Dalam konteks kenabian, 'yang permulaan' (al-ulaa) merujuk pada periode awal dakwah di Mekah: masa-masa kesulitan, celaan, penganiayaan, dan masa fatrah yang penuh kesunyian. 'Yang kemudian' (al-aakhirah) merujuk pada masa depan kenabian: hijrah ke Madinah, kemenangan Islam, dan penyelesaian misi. Allah menjanjikan bahwa setiap fase baru dalam perjuangan akan membawa hasil dan kebaikan yang jauh melebihi penderitaan yang dialami di fase sebelumnya. Ini adalah jaminan bahwa penderitaan saat ini adalah investasi untuk kejayaan yang akan datang.

Bagi orang beriman, ini adalah prinsip universal: masa depan yang diusahakan dengan kesabaran dan iman akan selalu lebih baik daripada kesulitan yang ditinggalkan di belakang. Setiap badai berlalu, dan hasilnya (pengampunan, hikmah, dan kemudahan) jauh lebih berharga daripada biaya kesusahan tersebut.

B. Perspektif Abadi (Dunia vs.

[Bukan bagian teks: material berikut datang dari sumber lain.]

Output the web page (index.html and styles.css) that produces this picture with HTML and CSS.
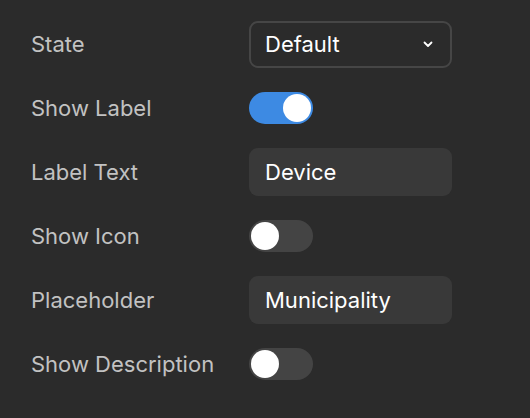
FILE: index.html
```html
<!DOCTYPE html>
<html>
<head>
<meta charset="utf-8">
<link rel="stylesheet" href="styles.css">
</head>
<body>
<div class="panel">
  <div class="row">
    <span class="label">State</span>
    <div class="select">
      <span>Default</span>
      <svg class="chev" width="10" height="8" viewBox="0 0 10 8"><path d="M1.5 2.5 L5 6 L8.5 2.5" fill="none" stroke="#ffffff" stroke-width="1.8" stroke-linecap="round" stroke-linejoin="round"/></svg>
    </div>
  </div>
  <div class="row">
    <span class="label">Show Label</span>
    <div class="toggle on"><div class="knob"></div></div>
  </div>
  <div class="row">
    <span class="label">Label Text</span>
    <div class="input">Device</div>
  </div>
  <div class="row">
    <span class="label">Show Icon</span>
    <div class="toggle"><div class="knob"></div></div>
  </div>
  <div class="row">
    <span class="label">Placeholder</span>
    <div class="input">Municipality</div>
  </div>
  <div class="row">
    <span class="label">Show Description</span>
    <div class="toggle"><div class="knob"></div></div>
  </div>
</div>
</body>
</html>
```
FILE: styles.css
```css
html, body {
  margin: 0;
  padding: 0;
  background: #2b2b2b;
}
body {
  width: 530px;
  height: 418px;
  font-family: Inter, "Noto Sans", sans-serif;
}
.panel {
  display: flex;
  flex-direction: column;
  gap: 16px;
  padding: 20px 0 0 31px;
}
.row {
  display: grid;
  grid-template-columns: 218px 203px;
  align-items: center;
  height: 48px;
}
.label {
  color: #c2c2c2;
  font-size: 22px;
}
.select {
  box-sizing: border-box;
  height: 47px;
  border: 2px solid #464646;
  border-radius: 9px;
  display: flex;
  align-items: center;
  justify-content: space-between;
  padding: 0 17px 0 14px;
  color: #ffffff;
  font-size: 22px;
}
.chev {
  display: block;
}
.input {
  box-sizing: border-box;
  height: 48px;
  border-radius: 9px;
  background: #393939;
  display: flex;
  align-items: center;
  padding: 0 16px;
  color: #ffffff;
  font-size: 22px;
}
.toggle {
  box-sizing: border-box;
  width: 64px;
  height: 32px;
  border-radius: 16px;
  background: #444444;
  padding: 2px;
  display: flex;
  justify-content: flex-start;
}
.toggle.on {
  background: #3d8ae3;
  justify-content: flex-end;
}
.knob {
  width: 28px;
  height: 28px;
  border-radius: 50%;
  background: #ffffff;
}
```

Akhirat)

Interpretasi yang lebih umum adalah perbandingan antara kehidupan dunia ini dan kehidupan akhirat. Walaupun Nabi Muhammad ﷺ dihormati di dunia, pahala dan kemuliaan yang menantinya di Akhirat jauh melampaui segala kemewahan duniawi. Ayat ini menggeser fokus dari kesenangan atau penderitaan temporal menuju kebahagiaan abadi. Ia mengingatkan bahwa nilai sejati dari perjuangan terletak pada balasannya yang tak terbatas.

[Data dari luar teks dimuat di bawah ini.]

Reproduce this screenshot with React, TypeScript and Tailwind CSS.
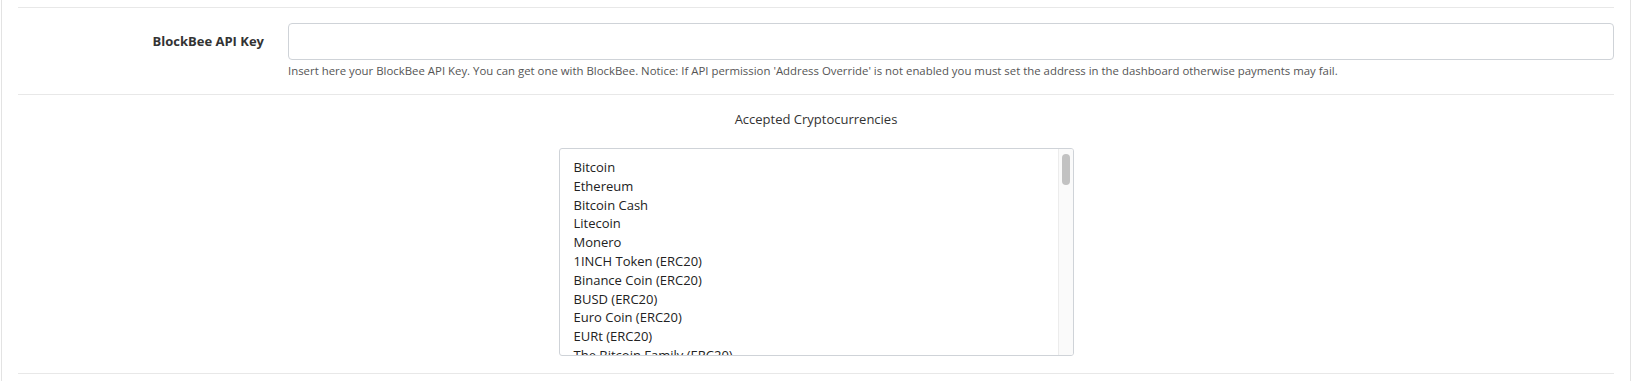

Janji ini diperkuat oleh ayat berikutnya, yang menjanjikan kepuasan yang absolut:

وَلَسَوْفَ يُعْطِيكَ رَبُّكَ فَتَرْضَىٰ

Artinya: Dan kelak Tuhanmu pasti memberikan karunia-Nya kepadamu, lalu (hati) kamu menjadi puas (Ad-Duha: 5).

Ayat kelima ini menggunakan kata saufa, yang dalam bahasa Arab menunjukkan janji masa depan yang pasti akan terjadi. Ini bukan janji yang mungkin, melainkan janji yang pasti. Kepuasan yang dijanjikan di sini bersifat menyeluruh, mencakup pemenuhan seluruh harapan, baik spiritual maupun material, di dunia maupun di akhirat. Kepuasan Nabi Muhammad ﷺ dikatakan akan mencakup pengampunan bagi umatnya, kejayaan risalah, dan kedudukan tertinggi di Surga. Dalam konteks personal, ayat ini menjamin bahwa setiap air mata, setiap kesulitan, dan setiap pengorbanan akan diganti dengan karunia yang akan membuat hati benar-benar damai dan puas.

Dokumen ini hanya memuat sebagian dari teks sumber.